## EXERCISE DIRECTIONS:
Copy everything in the data below exactly except the pictures.
______
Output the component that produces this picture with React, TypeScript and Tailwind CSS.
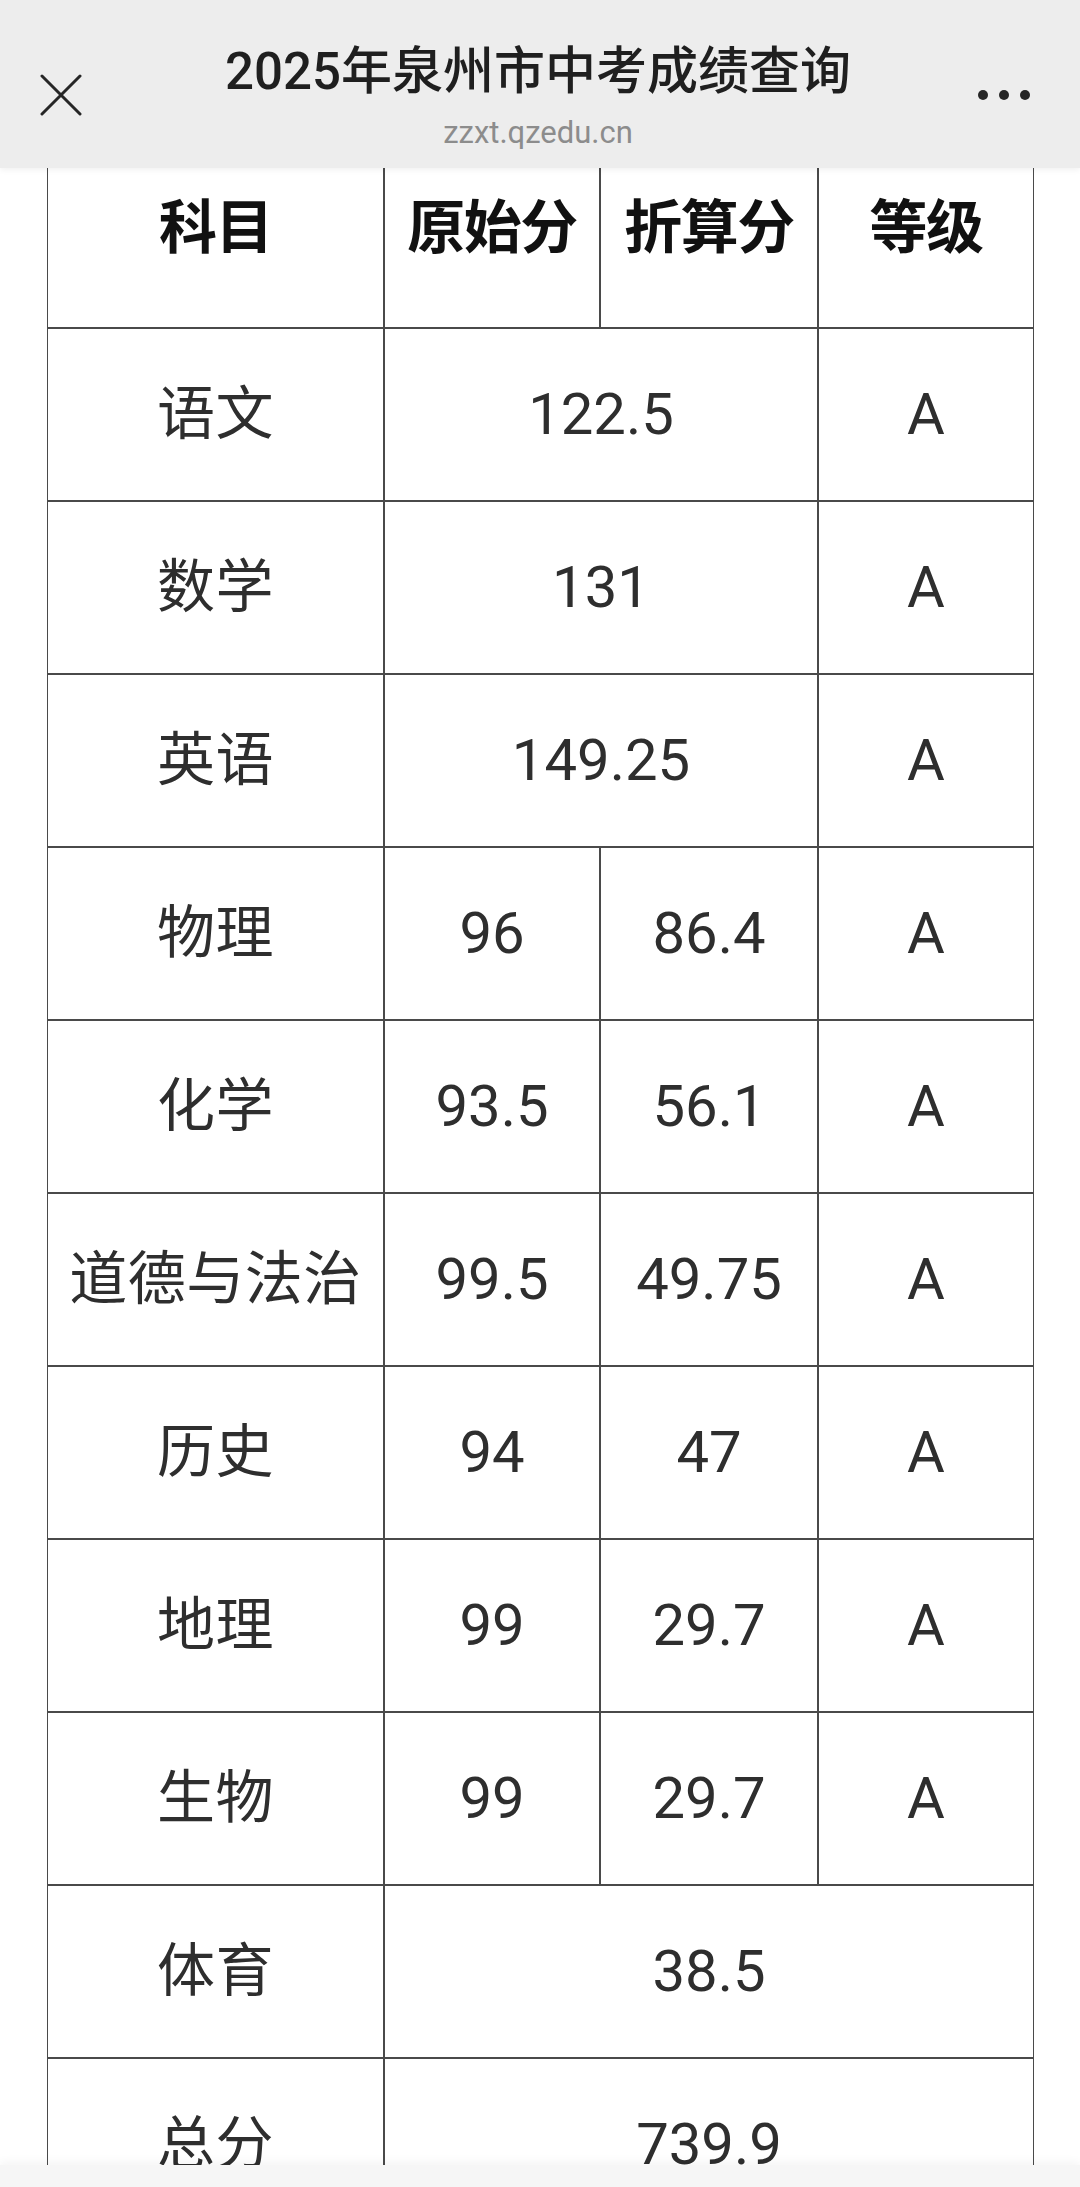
import React from 'react';

type Row = {
    subject: string;
    raw?: string;
    converted?: string;
    merged?: string;
    grade?: string;
    wide?: boolean;
};

const rows: Row[] = [
    { subject: '语文', merged: '122.5', grade: 'A' },
    { subject: '数学', merged: '131', grade: 'A' },
    { subject: '英语', merged: '149.25', grade: 'A' },
    { subject: '物理', raw: '96', converted: '86.4', grade: 'A' },
    { subject: '化学', raw: '93.5', converted: '56.1', grade: 'A' },
    { subject: '道德与法治', raw: '99.5', converted: '49.75', grade: 'A' },
    { subject: '历史', raw: '94', converted: '47', grade: 'A' },
    { subject: '地理', raw: '99', converted: '29.7', grade: 'A' },
    { subject: '生物', raw: '99', converted: '29.7', grade: 'A' },
    { subject: '体育', merged: '38.5', wide: true },
    { subject: '总分', merged: '739.9', wide: true },
];

const cell = 'border border-[#4a4a4a] text-center align-middle p-0';

export default function App() {
    return (
        <div className="w-[1080px] h-[2187px] overflow-hidden bg-white relative font-['Roboto','Noto_Sans_CJK_SC',sans-serif]">
            {/* top bar of the in-app browser */}
            <header className="h-[168px] bg-[#ededed] flex items-center px-[40px] relative z-10 shadow-[0_2px_6px_rgba(0,0,0,0.06)]">
                <svg width="42" height="42" viewBox="0 0 42 42" className="shrink-0 mt-[22px]">
                    <path d="M2 2 L40 40 M40 2 L2 40" stroke="#262626" strokeWidth="3" strokeLinecap="round" />
                </svg>
                <div className="flex-1 flex flex-col items-center pt-[28px] ml-[16px]">
                    <h1 className="text-[51px] leading-[58px] font-medium text-[#1f1f1f]">2025年泉州市中考成绩查询</h1>
                    <div className="text-[31px] leading-[40px] text-[#8c8c8c] mt-[12px]">zzxt.qzedu.cn</div>
                </div>
                <div className="flex gap-[11px] mt-[22px] shrink-0 mr-[10px]">
                    <span className="w-[10px] h-[10px] rounded-full bg-[#262626]" />
                    <span className="w-[10px] h-[10px] rounded-full bg-[#262626]" />
                    <span className="w-[10px] h-[10px] rounded-full bg-[#262626]" />
                </div>
            </header>

            <table className="ml-[47px] w-[987px] table-fixed border-separate border-spacing-0 text-[#2e2e2e]">
                <colgroup>
                    <col className="w-[337px]" />
                    <col className="w-[216px]" />
                    <col className="w-[218px]" />
                    <col className="w-[216px]" />
                </colgroup>
                <thead>
                    <tr className="h-[160px]">
                        {['科目', '原始分', '折算分', '等级'].map((h) => (
                            <th key={h} className={`${cell} border-t-0 align-top pt-[32px] text-[58px] leading-[56px] font-bold text-[#111] tracking-[-1.5px]`}>
                                {h}
                            </th>
                        ))}
                    </tr>
                </thead>
                <tbody>
                    {rows.map((r) => (
                        <tr key={r.subject} className="h-[173px]">
                            <td className={`${cell} text-[58px] whitespace-nowrap tracking-[0.5px]`}>{r.subject}</td>
                            {r.wide ? (
                                <td colSpan={3} className={`${cell} text-[58px]`}>{r.merged}</td>
                            ) : r.merged ? (
                                <>
                                    <td colSpan={2} className={`${cell} text-[58px]`}>{r.merged}</td>
                                    <td className={`${cell} text-[58px]`}>{r.grade}</td>
                                </>
                            ) : (
                                <>
                                    <td className={`${cell} text-[58px]`}>{r.raw}</td>
                                    <td className={`${cell} text-[58px]`}>{r.converted}</td>
                                    <td className={`${cell} text-[58px]`}>{r.grade}</td>
                                </>
                            )}
                        </tr>
                    ))}
                </tbody>
            </table>

            {/* bottom system bar */}
            <div className="absolute left-0 right-0 bottom-0 h-[22px] bg-[#f6f6f6] shadow-[0_-4px_8px_rgba(0,0,0,0.04)]" />
        </div>
    );
}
______
## WRITTEN ANSWER:
Output the component that produces this picture with React, TypeScript and Tailwind CSS.
import React from 'react';

type Row = {
    subject: string;
    raw?: string;
    converted?: string;
    merged?: string;
    grade?: string;
    wide?: boolean;
};

const rows: Row[] = [
    { subject: '语文', merged: '122.5', grade: 'A' },
    { subject: '数学', merged: '131', grade: 'A' },
    { subject: '英语', merged: '149.25', grade: 'A' },
    { subject: '物理', raw: '96', converted: '86.4', grade: 'A' },
    { subject: '化学', raw: '93.5', converted: '56.1', grade: 'A' },
    { subject: '道德与法治', raw: '99.5', converted: '49.75', grade: 'A' },
    { subject: '历史', raw: '94', converted: '47', grade: 'A' },
    { subject: '地理', raw: '99', converted: '29.7', grade: 'A' },
    { subject: '生物', raw: '99', converted: '29.7', grade: 'A' },
    { subject: '体育', merged: '38.5', wide: true },
    { subject: '总分', merged: '739.9', wide: true },
];

const cell = 'border border-[#4a4a4a] text-center align-middle p-0';

export default function App() {
    return (
        <div className="w-[1080px] h-[2187px] overflow-hidden bg-white relative font-['Roboto','Noto_Sans_CJK_SC',sans-serif]">
            {/* top bar of the in-app browser */}
            <header className="h-[168px] bg-[#ededed] flex items-center px-[40px] relative z-10 shadow-[0_2px_6px_rgba(0,0,0,0.06)]">
                <svg width="42" height="42" viewBox="0 0 42 42" className="shrink-0 mt-[22px]">
                    <path d="M2 2 L40 40 M40 2 L2 40" stroke="#262626" strokeWidth="3" strokeLinecap="round" />
                </svg>
                <div className="flex-1 flex flex-col items-center pt-[28px] ml-[16px]">
                    <h1 className="text-[51px] leading-[58px] font-medium text-[#1f1f1f]">2025年泉州市中考成绩查询</h1>
                    <div className="text-[31px] leading-[40px] text-[#8c8c8c] mt-[12px]">zzxt.qzedu.cn</div>
                </div>
                <div className="flex gap-[11px] mt-[22px] shrink-0 mr-[10px]">
                    <span className="w-[10px] h-[10px] rounded-full bg-[#262626]" />
                    <span className="w-[10px] h-[10px] rounded-full bg-[#262626]" />
                    <span className="w-[10px] h-[10px] rounded-full bg-[#262626]" />
                </div>
            </header>

            <table className="ml-[47px] w-[987px] table-fixed border-separate border-spacing-0 text-[#2e2e2e]">
                <colgroup>
                    <col className="w-[337px]" />
                    <col className="w-[216px]" />
                    <col className="w-[218px]" />
                    <col className="w-[216px]" />
                </colgroup>
                <thead>
                    <tr className="h-[160px]">
                        {['科目', '原始分', '折算分', '等级'].map((h) => (
                            <th key={h} className={`${cell} border-t-0 align-top pt-[32px] text-[58px] leading-[56px] font-bold text-[#111] tracking-[-1.5px]`}>
                                {h}
                            </th>
                        ))}
                    </tr>
                </thead>
                <tbody>
                    {rows.map((r) => (
                        <tr key={r.subject} className="h-[173px]">
                            <td className={`${cell} text-[58px] whitespace-nowrap tracking-[0.5px]`}>{r.subject}</td>
                            {r.wide ? (
                                <td colSpan={3} className={`${cell} text-[58px]`}>{r.merged}</td>
                            ) : r.merged ? (
                                <>
                                    <td colSpan={2} className={`${cell} text-[58px]`}>{r.merged}</td>
                                    <td className={`${cell} text-[58px]`}>{r.grade}</td>
                                </>
                            ) : (
                                <>
                                    <td className={`${cell} text-[58px]`}>{r.raw}</td>
                                    <td className={`${cell} text-[58px]`}>{r.converted}</td>
                                    <td className={`${cell} text-[58px]`}>{r.grade}</td>
                                </>
                            )}
                        </tr>
                    ))}
                </tbody>
            </table>

            {/* bottom system bar */}
            <div className="absolute left-0 right-0 bottom-0 h-[22px] bg-[#f6f6f6] shadow-[0_-4px_8px_rgba(0,0,0,0.04)]" />
        </div>
    );
}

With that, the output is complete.